Us and Them

Us, and them
And after all we're only ordinary men.
Me, and you.
God only knows its not what we would choose to do.
Forward he cried from the rear
And the front rank died.
And the general sat and the lines on the map
Moved from side to side.
Black and blue
And who knows which is which and who is who.
Up and down.
But in the end its only round and round.
Haven't you heard its a battle of words
The poster bearer cried.
Listen son, said the man with the gun
Theres room for you inside.

- Pink Floyd
"Us & Them" from The Dark Side of the Moon

Have you heard of Nandigram? You may not have: it’s only a remote village in a remote corner of West Bengal. I, born and raised in Kolkata, a few hours away from Nandigram, had never heard of it, till last year, when there was a proposal to set up a Chemical hub there. As with most change in West Bengal for various reasons, this one met with protests. The government announced that they will not go on with the project there, earlier this year. Everything there should be normal by now, the end of the year, right?

Wrong!

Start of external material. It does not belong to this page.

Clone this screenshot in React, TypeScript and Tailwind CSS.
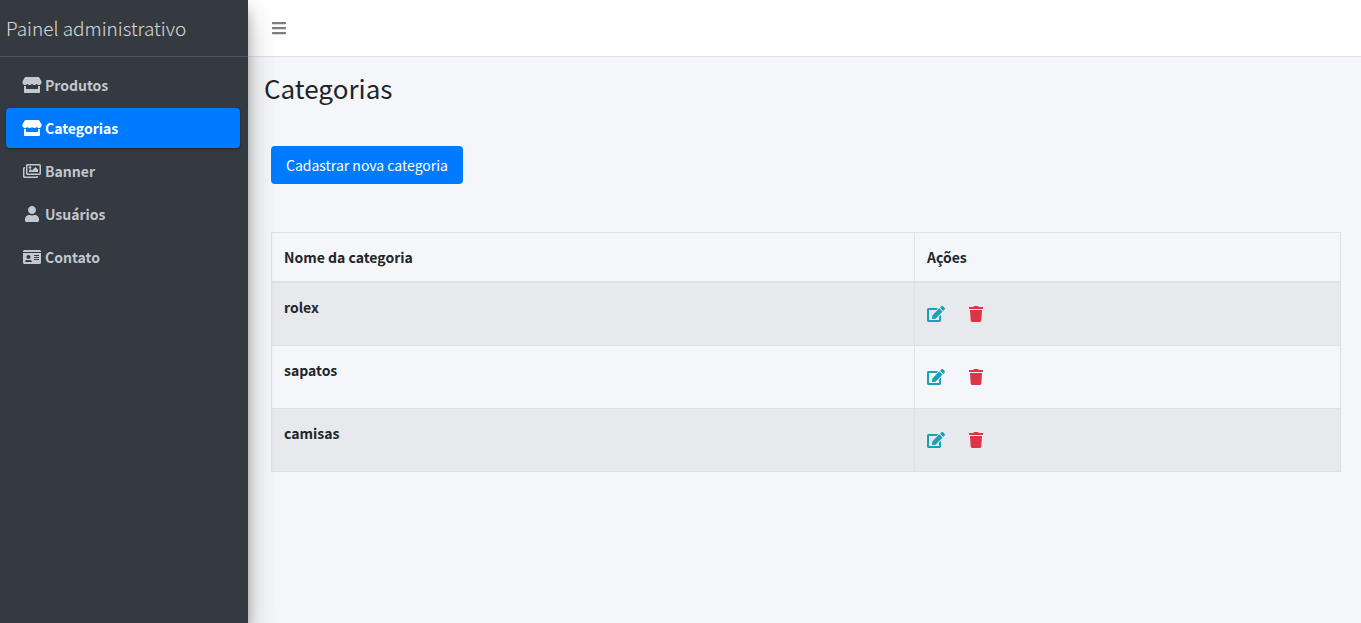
import type { IconType } from 'react-icons';
import { FaBars, FaEdit, FaIdCard, FaRegImages, FaStore, FaTrash, FaUser } from 'react-icons/fa';

type NavItem = { label: string; icon: IconType; iconWidth: string; active?: boolean };

const navItems: NavItem[] = [
  { label: 'Produtos', icon: FaStore, iconWidth: 'w-5' },
  { label: 'Categorias', icon: FaStore, iconWidth: 'w-5', active: true },
  { label: 'Banner', icon: FaRegImages, iconWidth: 'w-[18px]' },
  { label: 'Usuários', icon: FaUser, iconWidth: 'w-3.5' },
  { label: 'Contato', icon: FaIdCard, iconWidth: 'w-[18px]' },
];

const categories = ['rolex', 'sapatos', 'camisas'];

function Sidebar() {
  return (
    <aside className="relative z-10 w-62 shrink-0 bg-[#343a40] shadow-[0_14px_28px_rgba(0,0,0,0.25),0_10px_10px_rgba(0,0,0,0.22)]">
      <a
        href="#"
        className="flex h-[57px] items-center border-b border-[#4b545c] px-1.5 text-[19px] font-light text-white/80"
      >
        Painel administrativo
      </a>
      <nav className="flex flex-col gap-[3px] px-1.5 py-2 pr-2">
        {navItems.map(({ label, icon: Icon, iconWidth, active }) => (
          <a
            key={label}
            href="#"
            className={
              active
                ? 'flex h-10 items-center gap-[3px] rounded bg-[#007bff] px-4 text-sm font-bold text-white shadow-[0_1px_3px_rgba(0,0,0,0.12),0_1px_2px_rgba(0,0,0,0.24)]'
                : 'flex h-10 items-center gap-[3px] rounded px-4 text-sm font-bold text-[#c2c7d0]'
            }
          >
            <span className="flex w-5 justify-center">
              <Icon className={`h-4 ${iconWidth}`} aria-hidden="true" />
            </span>
            {label}
          </a>
        ))}
      </nav>
    </aside>
  );
}

export default function App() {
  return (
    <div className="flex min-h-screen bg-[#f4f6f9] font-['Noto_Sans_CJK_SC',sans-serif] text-[#212529]">
      <Sidebar />
      <div className="min-w-0 flex-1">
        <header className="flex h-[57px] items-center border-b border-[#dee2e6] bg-white px-6">
          <button type="button" aria-label="Menu" className="text-black/50">
            <FaBars className="h-4 w-3.5" aria-hidden="true" />
          </button>
        </header>
        <main className="pt-[15px] pr-5 pl-4">
          <h1 className="text-[26px] leading-8">Categorias</h1>
          <div className="pt-[42px] pl-[7px]">
            <button type="button" className="h-[38px] w-48 rounded bg-[#007bff] text-sm text-white">
              Cadastrar nova categoria
            </button>
            <table className="mt-12 w-full table-fixed border-collapse border border-[#dee2e6] text-left text-sm">
              <thead>
                <tr className="h-[49px]">
                  <th className="w-[60.15%] border border-b-2 border-[#dee2e6] px-3 font-bold">Nome da categoria</th>
                  <th className="border border-b-2 border-[#dee2e6] px-3 font-bold">Ações</th>
                </tr>
              </thead>
              <tbody>
                {categories.map((name) => (
                  <tr key={name} className="h-[63px] odd:bg-black/5 first:h-16">
                    <th scope="row" className="border border-[#dee2e6] px-3 py-3 align-top leading-6 font-bold">
                      {name}
                    </th>
                    <td className="border border-[#dee2e6] px-3">
                      <div className="flex items-center gap-6">
                        <button type="button" aria-label="Editar" className="text-[#17a2b8]">
                          <FaEdit className="h-4 w-[18px]" aria-hidden="true" />
                        </button>
                        <button type="button" aria-label="Excluir" className="text-[#dc3545]">
                          <FaTrash className="h-4 w-3.5" aria-hidden="true" />
                        </button>
                      </div>
                    </td>
                  </tr>
                ))}
              </tbody>
            </table>
          </div>
        </main>
      </div>
    </div>
  );
}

Because while the protests were going on, some of the opposition parties in West Bengal formed a Bhumi Uchhed Protirodh Committee (BUPC), literally: Committee opposing people being uprooted from their land. They clashed with cadres of CPI(M), the largest party of the ruling Left Front in West Bengal. People from both sides were uprooted from their land, and people who were not aligned to any side were the hardest hit. Both sides seized villages and posts. Some people were killed, the area turned into a battlefield. The local police was hopelessly inadequate to control this, so the government called for Central Reserve Police Force (CRPF). So, CRPF arrives, takes control of the situation, and bring things back to normal, right?

Wrong again! Because, while the CRPF is on its way, CPI(M) armed cadres formed formidable battalions and took control of most of the area. All in a day. The police were supposedly ordered not to interfere. The Chief Minister, Mr. Buddhadeb Bhattacharya’s reaction to that? “They have been paid back by their own coin”!

Who are they, Mr. Chief Minister? Aren’t they part of your state? Aren’t you responsible for their welfare? Is anyone who is not part of your us (the left front), they? I am politically non-aligned, am I also they?

More than 30 years of ruling a state is a long time! Perhaps this gives the ruling party and its Chief Minister a sense of invincibility! Perhaps he thinks he is almighty! I say, when a man thinks he can do or say anything and get away with it, those are the sure signs of decadence, hence ultimately downfall. This is not communism, this is not democracy, this is organised ochlocracy! And this simply cannot go on!


Aarbee said...

I hope you vote.

Anuradha said...

check this post too:

~ Deeps ~ said...

30 yrs of ruling can indeed make them feel they are doubt abt that

B. O'Hemian said...

I do

Good write-up. Apt comparison between Mr. Modi and Mr. Bhattacharya.

Unfortunately, yes.

Reeta Skeeter said...

"organised ochlocracy" true! It cannot go on!

That was it... said...

Just figured out your other blog through Om's blog - man, the pictures there are awesome...specially the 'The great wall of Pangong'...keep it up...

IG said...

"They" are the people who bring this idiotic party back to power time and again...Maybe this will open the eyes of rural bengal after 30 long years.

arobindo said...

ig, there is no opposition, brace for at least another 40 years, only hope lies in either, something happens and Central rule takes place or cpm breaks into many factions....unfortunately, we (people in west bengal) cannot have any other master, it is CPM only...too frightened to try something new....

B. O'Hemian said...

How does it change? I don't know, yet!


You know how things are in rural West Bengal. I am not optimistic.

That's one factor! The rule before that was worse; of course that was before we were born.